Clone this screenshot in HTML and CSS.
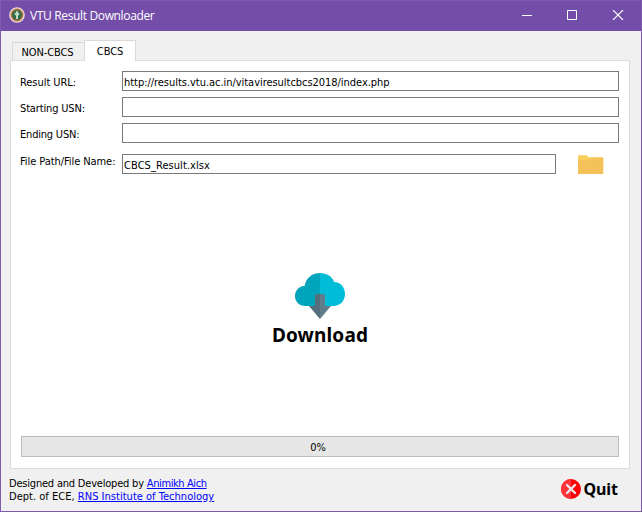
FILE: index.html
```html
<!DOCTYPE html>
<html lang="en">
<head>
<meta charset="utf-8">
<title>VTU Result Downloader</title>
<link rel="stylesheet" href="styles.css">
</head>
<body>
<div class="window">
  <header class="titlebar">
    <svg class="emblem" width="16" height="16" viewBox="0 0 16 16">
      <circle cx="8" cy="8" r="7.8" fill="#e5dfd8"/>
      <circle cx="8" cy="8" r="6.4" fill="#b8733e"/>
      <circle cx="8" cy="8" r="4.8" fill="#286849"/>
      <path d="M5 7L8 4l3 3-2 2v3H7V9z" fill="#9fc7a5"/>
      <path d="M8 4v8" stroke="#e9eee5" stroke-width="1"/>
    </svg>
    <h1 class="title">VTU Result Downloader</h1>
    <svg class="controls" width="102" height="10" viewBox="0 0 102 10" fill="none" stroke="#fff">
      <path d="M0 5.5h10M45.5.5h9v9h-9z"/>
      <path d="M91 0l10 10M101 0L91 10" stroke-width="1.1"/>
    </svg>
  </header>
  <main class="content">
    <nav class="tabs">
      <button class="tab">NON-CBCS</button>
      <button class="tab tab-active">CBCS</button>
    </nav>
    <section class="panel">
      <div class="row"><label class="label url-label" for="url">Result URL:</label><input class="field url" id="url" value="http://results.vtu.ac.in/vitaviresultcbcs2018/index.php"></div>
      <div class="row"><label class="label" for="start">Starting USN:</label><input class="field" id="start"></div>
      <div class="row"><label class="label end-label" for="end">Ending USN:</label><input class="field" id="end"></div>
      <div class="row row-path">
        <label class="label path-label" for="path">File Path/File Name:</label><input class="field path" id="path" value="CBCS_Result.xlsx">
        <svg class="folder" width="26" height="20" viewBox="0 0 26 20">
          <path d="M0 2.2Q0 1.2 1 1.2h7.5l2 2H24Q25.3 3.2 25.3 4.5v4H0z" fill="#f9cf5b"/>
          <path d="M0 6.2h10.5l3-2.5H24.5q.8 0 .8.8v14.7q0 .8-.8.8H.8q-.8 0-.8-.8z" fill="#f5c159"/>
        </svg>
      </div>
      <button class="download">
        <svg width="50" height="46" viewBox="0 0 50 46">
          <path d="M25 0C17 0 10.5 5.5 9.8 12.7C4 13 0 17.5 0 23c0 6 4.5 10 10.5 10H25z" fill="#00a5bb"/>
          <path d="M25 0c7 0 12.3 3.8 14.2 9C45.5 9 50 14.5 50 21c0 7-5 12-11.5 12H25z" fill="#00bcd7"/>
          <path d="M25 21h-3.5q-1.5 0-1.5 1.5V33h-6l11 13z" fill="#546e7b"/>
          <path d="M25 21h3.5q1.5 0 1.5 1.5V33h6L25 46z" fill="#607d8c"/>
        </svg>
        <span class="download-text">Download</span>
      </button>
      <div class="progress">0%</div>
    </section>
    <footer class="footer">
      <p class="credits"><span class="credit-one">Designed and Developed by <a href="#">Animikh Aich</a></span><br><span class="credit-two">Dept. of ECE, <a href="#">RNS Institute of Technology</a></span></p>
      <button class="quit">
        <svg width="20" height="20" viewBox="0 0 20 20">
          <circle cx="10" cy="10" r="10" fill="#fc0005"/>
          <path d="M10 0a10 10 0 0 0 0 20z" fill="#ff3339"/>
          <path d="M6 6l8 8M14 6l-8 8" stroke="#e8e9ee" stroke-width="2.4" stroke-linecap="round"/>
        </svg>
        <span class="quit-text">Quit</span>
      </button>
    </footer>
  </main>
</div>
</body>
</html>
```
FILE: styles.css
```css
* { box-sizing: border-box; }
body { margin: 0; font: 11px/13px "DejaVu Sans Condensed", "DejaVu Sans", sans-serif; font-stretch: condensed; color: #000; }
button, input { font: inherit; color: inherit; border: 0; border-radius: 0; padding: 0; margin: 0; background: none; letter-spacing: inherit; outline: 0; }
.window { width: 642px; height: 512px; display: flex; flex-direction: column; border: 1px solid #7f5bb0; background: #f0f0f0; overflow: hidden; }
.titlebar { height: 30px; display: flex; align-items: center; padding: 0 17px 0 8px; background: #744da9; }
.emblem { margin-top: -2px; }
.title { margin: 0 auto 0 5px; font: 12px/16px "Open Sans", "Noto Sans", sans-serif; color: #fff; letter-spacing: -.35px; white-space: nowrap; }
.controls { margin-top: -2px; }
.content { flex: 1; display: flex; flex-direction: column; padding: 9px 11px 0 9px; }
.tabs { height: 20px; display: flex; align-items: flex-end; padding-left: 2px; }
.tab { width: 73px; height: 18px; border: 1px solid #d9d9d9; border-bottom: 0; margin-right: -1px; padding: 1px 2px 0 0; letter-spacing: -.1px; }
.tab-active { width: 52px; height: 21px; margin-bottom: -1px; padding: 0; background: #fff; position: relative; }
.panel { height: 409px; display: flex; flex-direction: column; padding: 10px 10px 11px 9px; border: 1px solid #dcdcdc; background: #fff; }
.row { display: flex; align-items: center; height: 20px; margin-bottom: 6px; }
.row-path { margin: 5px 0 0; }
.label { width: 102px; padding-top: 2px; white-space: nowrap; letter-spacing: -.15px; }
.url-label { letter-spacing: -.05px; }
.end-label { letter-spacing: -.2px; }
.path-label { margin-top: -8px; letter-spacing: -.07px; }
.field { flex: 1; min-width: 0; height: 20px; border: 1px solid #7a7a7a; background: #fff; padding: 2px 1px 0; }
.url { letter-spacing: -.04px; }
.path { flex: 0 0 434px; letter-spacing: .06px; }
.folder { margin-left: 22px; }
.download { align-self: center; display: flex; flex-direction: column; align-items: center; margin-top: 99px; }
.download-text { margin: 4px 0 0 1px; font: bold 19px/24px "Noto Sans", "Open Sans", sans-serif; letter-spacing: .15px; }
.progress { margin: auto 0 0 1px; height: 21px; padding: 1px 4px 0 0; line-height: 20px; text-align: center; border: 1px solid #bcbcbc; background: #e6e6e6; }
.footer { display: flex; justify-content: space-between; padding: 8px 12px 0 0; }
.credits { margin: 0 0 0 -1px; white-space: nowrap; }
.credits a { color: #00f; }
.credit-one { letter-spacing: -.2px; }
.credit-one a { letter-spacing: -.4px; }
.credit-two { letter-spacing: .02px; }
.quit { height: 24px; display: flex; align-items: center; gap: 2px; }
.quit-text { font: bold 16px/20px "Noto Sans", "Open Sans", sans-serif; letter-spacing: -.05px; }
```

==========

> **To do**
Repeat the lines above exactly, and keep every picture out.

> **Full solution**
Clone this screenshot in HTML and CSS.
FILE: index.html
```html
<!DOCTYPE html>
<html lang="en">
<head>
<meta charset="utf-8">
<title>VTU Result Downloader</title>
<link rel="stylesheet" href="styles.css">
</head>
<body>
<div class="window">
  <header class="titlebar">
    <svg class="emblem" width="16" height="16" viewBox="0 0 16 16">
      <circle cx="8" cy="8" r="7.8" fill="#e5dfd8"/>
      <circle cx="8" cy="8" r="6.4" fill="#b8733e"/>
      <circle cx="8" cy="8" r="4.8" fill="#286849"/>
      <path d="M5 7L8 4l3 3-2 2v3H7V9z" fill="#9fc7a5"/>
      <path d="M8 4v8" stroke="#e9eee5" stroke-width="1"/>
    </svg>
    <h1 class="title">VTU Result Downloader</h1>
    <svg class="controls" width="102" height="10" viewBox="0 0 102 10" fill="none" stroke="#fff">
      <path d="M0 5.5h10M45.5.5h9v9h-9z"/>
      <path d="M91 0l10 10M101 0L91 10" stroke-width="1.1"/>
    </svg>
  </header>
  <main class="content">
    <nav class="tabs">
      <button class="tab">NON-CBCS</button>
      <button class="tab tab-active">CBCS</button>
    </nav>
    <section class="panel">
      <div class="row"><label class="label url-label" for="url">Result URL:</label><input class="field url" id="url" value="http://results.vtu.ac.in/vitaviresultcbcs2018/index.php"></div>
      <div class="row"><label class="label" for="start">Starting USN:</label><input class="field" id="start"></div>
      <div class="row"><label class="label end-label" for="end">Ending USN:</label><input class="field" id="end"></div>
      <div class="row row-path">
        <label class="label path-label" for="path">File Path/File Name:</label><input class="field path" id="path" value="CBCS_Result.xlsx">
        <svg class="folder" width="26" height="20" viewBox="0 0 26 20">
          <path d="M0 2.2Q0 1.2 1 1.2h7.5l2 2H24Q25.3 3.2 25.3 4.5v4H0z" fill="#f9cf5b"/>
          <path d="M0 6.2h10.5l3-2.5H24.5q.8 0 .8.8v14.7q0 .8-.8.8H.8q-.8 0-.8-.8z" fill="#f5c159"/>
        </svg>
      </div>
      <button class="download">
        <svg width="50" height="46" viewBox="0 0 50 46">
          <path d="M25 0C17 0 10.5 5.5 9.8 12.7C4 13 0 17.5 0 23c0 6 4.5 10 10.5 10H25z" fill="#00a5bb"/>
          <path d="M25 0c7 0 12.3 3.8 14.2 9C45.5 9 50 14.5 50 21c0 7-5 12-11.5 12H25z" fill="#00bcd7"/>
          <path d="M25 21h-3.5q-1.5 0-1.5 1.5V33h-6l11 13z" fill="#546e7b"/>
          <path d="M25 21h3.5q1.5 0 1.5 1.5V33h6L25 46z" fill="#607d8c"/>
        </svg>
        <span class="download-text">Download</span>
      </button>
      <div class="progress">0%</div>
    </section>
    <footer class="footer">
      <p class="credits"><span class="credit-one">Designed and Developed by <a href="#">Animikh Aich</a></span><br><span class="credit-two">Dept. of ECE, <a href="#">RNS Institute of Technology</a></span></p>
      <button class="quit">
        <svg width="20" height="20" viewBox="0 0 20 20">
          <circle cx="10" cy="10" r="10" fill="#fc0005"/>
          <path d="M10 0a10 10 0 0 0 0 20z" fill="#ff3339"/>
          <path d="M6 6l8 8M14 6l-8 8" stroke="#e8e9ee" stroke-width="2.4" stroke-linecap="round"/>
        </svg>
        <span class="quit-text">Quit</span>
      </button>
    </footer>
  </main>
</div>
</body>
</html>
```
FILE: styles.css
```css
* { box-sizing: border-box; }
body { margin: 0; font: 11px/13px "DejaVu Sans Condensed", "DejaVu Sans", sans-serif; font-stretch: condensed; color: #000; }
button, input { font: inherit; color: inherit; border: 0; border-radius: 0; padding: 0; margin: 0; background: none; letter-spacing: inherit; outline: 0; }
.window { width: 642px; height: 512px; display: flex; flex-direction: column; border: 1px solid #7f5bb0; background: #f0f0f0; overflow: hidden; }
.titlebar { height: 30px; display: flex; align-items: center; padding: 0 17px 0 8px; background: #744da9; }
.emblem { margin-top: -2px; }
.title { margin: 0 auto 0 5px; font: 12px/16px "Open Sans", "Noto Sans", sans-serif; color: #fff; letter-spacing: -.35px; white-space: nowrap; }
.controls { margin-top: -2px; }
.content { flex: 1; display: flex; flex-direction: column; padding: 9px 11px 0 9px; }
.tabs { height: 20px; display: flex; align-items: flex-end; padding-left: 2px; }
.tab { width: 73px; height: 18px; border: 1px solid #d9d9d9; border-bottom: 0; margin-right: -1px; padding: 1px 2px 0 0; letter-spacing: -.1px; }
.tab-active { width: 52px; height: 21px; margin-bottom: -1px; padding: 0; background: #fff; position: relative; }
.panel { height: 409px; display: flex; flex-direction: column; padding: 10px 10px 11px 9px; border: 1px solid #dcdcdc; background: #fff; }
.row { display: flex; align-items: center; height: 20px; margin-bottom: 6px; }
.row-path { margin: 5px 0 0; }
.label { width: 102px; padding-top: 2px; white-space: nowrap; letter-spacing: -.15px; }
.url-label { letter-spacing: -.05px; }
.end-label { letter-spacing: -.2px; }
.path-label { margin-top: -8px; letter-spacing: -.07px; }
.field { flex: 1; min-width: 0; height: 20px; border: 1px solid #7a7a7a; background: #fff; padding: 2px 1px 0; }
.url { letter-spacing: -.04px; }
.path { flex: 0 0 434px; letter-spacing: .06px; }
.folder { margin-left: 22px; }
.download { align-self: center; display: flex; flex-direction: column; align-items: center; margin-top: 99px; }
.download-text { margin: 4px 0 0 1px; font: bold 19px/24px "Noto Sans", "Open Sans", sans-serif; letter-spacing: .15px; }
.progress { margin: auto 0 0 1px; height: 21px; padding: 1px 4px 0 0; line-height: 20px; text-align: center; border: 1px solid #bcbcbc; background: #e6e6e6; }
.footer { display: flex; justify-content: space-between; padding: 8px 12px 0 0; }
.credits { margin: 0 0 0 -1px; white-space: nowrap; }
.credits a { color: #00f; }
.credit-one { letter-spacing: -.2px; }
.credit-one a { letter-spacing: -.4px; }
.credit-two { letter-spacing: .02px; }
.quit { height: 24px; display: flex; align-items: center; gap: 2px; }
.quit-text { font: bold 16px/20px "Noto Sans", "Open Sans", sans-serif; letter-spacing: -.05px; }
```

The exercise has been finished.